Jenn Díaz. Foto: Albert Gomis

Destino. Barcelona, 2016. 192 páginas, 17'50€, Ebook: 9'99€

Una de las novedades importantes de la narrativa posfranquista fue la incorporación de un nuevo modelo de mujer. El paso capital hacia la presencia de una Eva moderna lo dio Esther Tusquets recién liquidada la dictadura con su excelente El mismo mar de todos los veranos, donde, junto con un lesbianismo sin culpa, abordaba las relaciones entre madre e hija, tormentosas, aunque al final firmaran la paz. Alguna vez la Lilith hebrea, la mujer libre ignorada en el relato bíblico que abandonó a su esposo, Adán, sustituyó a la Eva actual.



Estos asuntos relativos a la condición femenina despertaron interés y no sin oportunismo comercial se compilaron libros de relatos con Cuentos de amigas y Madres e hijas. Tal bucle de asuntos sigue atrayendo a nuestras últimas narradoras, a la Milena Busquets de También esto pasará o a la ya reconocida Marta Sanz. Y a él se suma Jenn Díaz (Barcelona, 1988) con una novela muy personal, Madres e hijas.



Madres e hijas es una historia de un estatismo acentuado en la que pasan muy pocas cosas, ninguna de verdad excepcional. Apenas hay acción externa, reducida a escasos y breves desplazamientos urbanos. La auténtica acción es interior, son movimientos del alma sedimentados en los recovecos de la conciencia o vertidos al exterior en manifestaciones orales desinhibidas, punzantes. La autora plantea un punto de partida argumental que a propósito no da para más. Ángel, el paterfamilia, ha muerto y en la casa quedan su esposa, Gloria, una hija, Natalia, y la hermana del difunto, Dolores. El bodegón naturalista de figuras se completa con la otra hija, Ángela, ya independizada pero de presencia fuerte en la pintura.

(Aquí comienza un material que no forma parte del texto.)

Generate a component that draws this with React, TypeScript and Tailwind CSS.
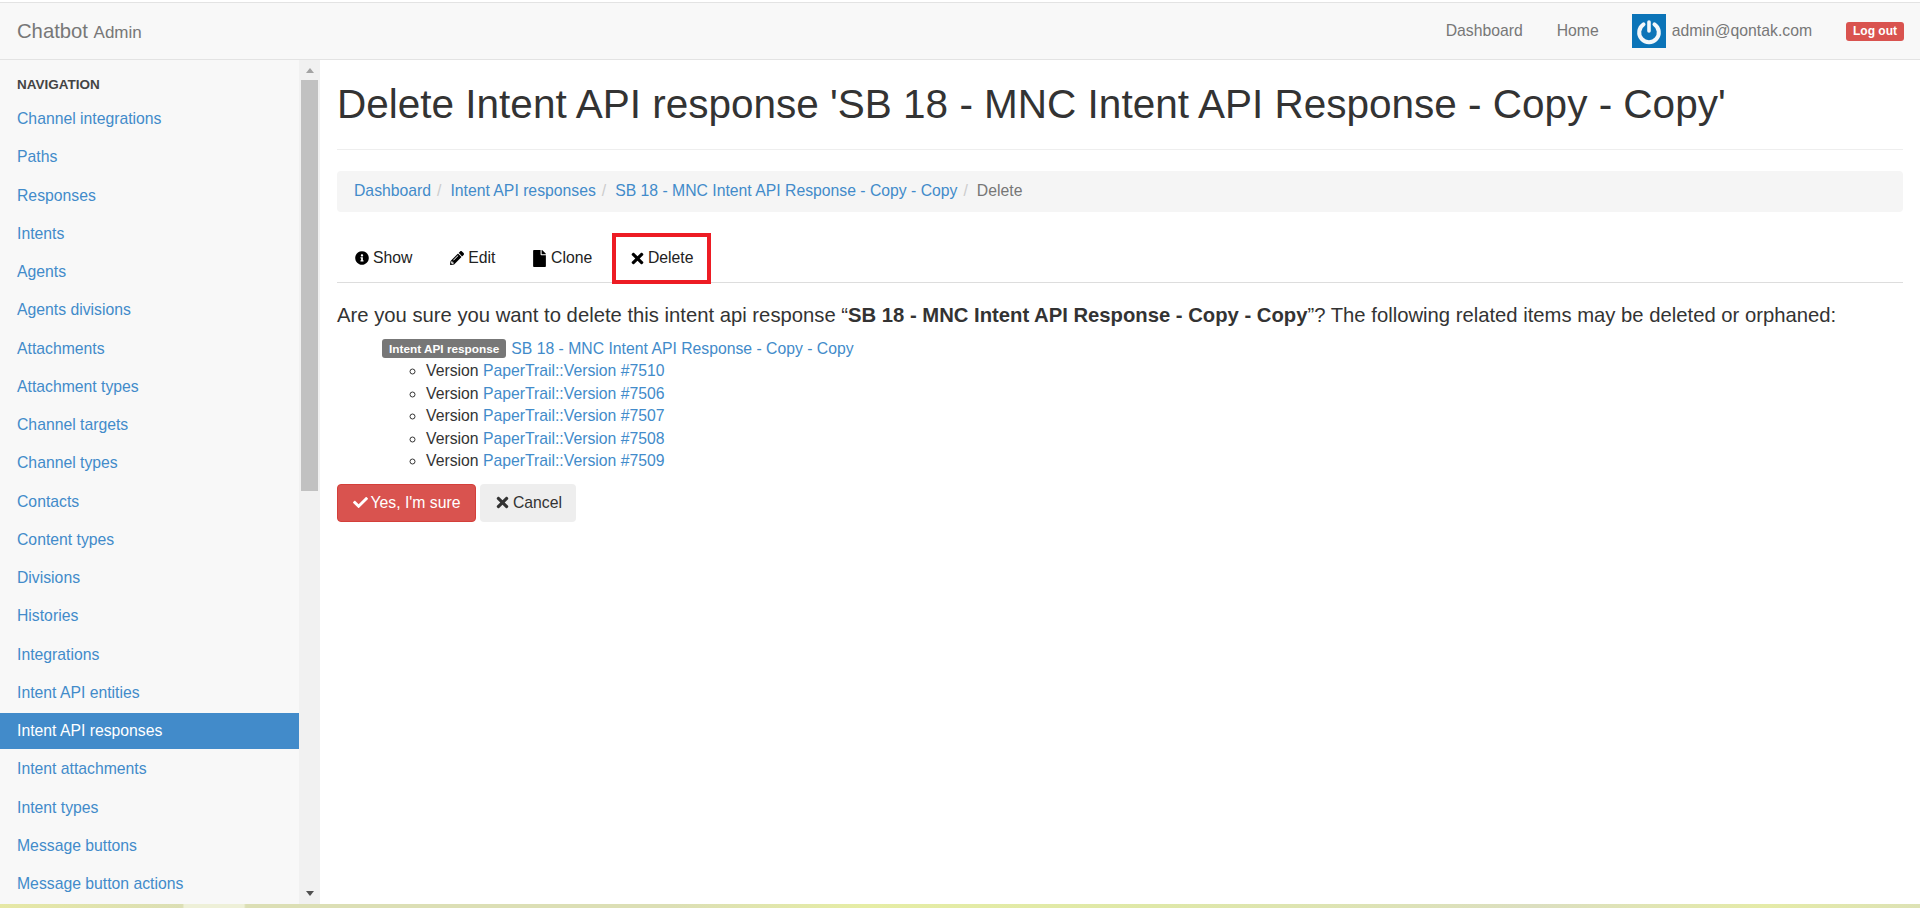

La escasa actividad anecdótica resulta suficiente para que no salga un relato paralítico. Se dicen, más que se muestran, las desavenencias entre las cuñadas, y la determinación forzada de la casta Dolores de abandonar la casa donde vivió siempre con total entrega. Se refieren las discrepancias entre las hermanas, y se aboceta la vida de Ángela fuera de la burbuja.



El padre es presencia muda en esta novela sin hombres quizás porque la autora ha querido disminuir al máximo el intenso protagonismo masculino de la narrativa burguesa, pero su imagen se proyecta en el ciclorama del teatro familiar como un referente, figura conciliadora cuya ausencia influye en todos y desata la caja de los truenos de incomprensiones y egoísmos.



Engaña el minimalismo de Madre e hija (título, por cierto, poco exacto, por no abarcar bien la convivencia descrita). Bajo la apariencia de vacío bulle un mundo muy turbio. En la olla de unos reducidos metros de vivienda borbotean hasta la temperatura de fisión la rivalidad cainita, los celos, la deslealtad o los callados agravios. De ese ovillo de malas inclinaciones sale una estampa dura de soledad e incomunicación. El fracaso de la familia convencional podría ser el asunto englobador de la novela si reconocemos el valor sociológico que no falta y que en algún aspecto concreto apunta al testimonio de actualidad incluso con su filo de denuncia; así en las recientes posturas de la mujer respecto de la maternidad.



Pero lo documental concreto se subordina a valores generales, a una mirada negativa de la condición humana con un núcleo de atención privilegiado sobre la condición femenina, aunque no creo que esto deba entenderse de modo excluyente. Los elementos que sostienen la dimensión antropológica de Madre e hija no constituyen, sin embargo, algo inédito en la historia literaria y otras cosas la hacen valiosa, singular y diferente. Es un estilo sencillo, antirretórico. Es un realismo diáfano nimbado de sensibilidad lírica. Es el gran acierto de filtrar las anécdotas a través de un narrador que relata entre la omnisciencia y el punto de vista de los personajes, y además -presumo- asume la voz callada de la propia autora. De tal narrador viene el encanto de esta novela de alto voltaje comunicativo, suave y amarga.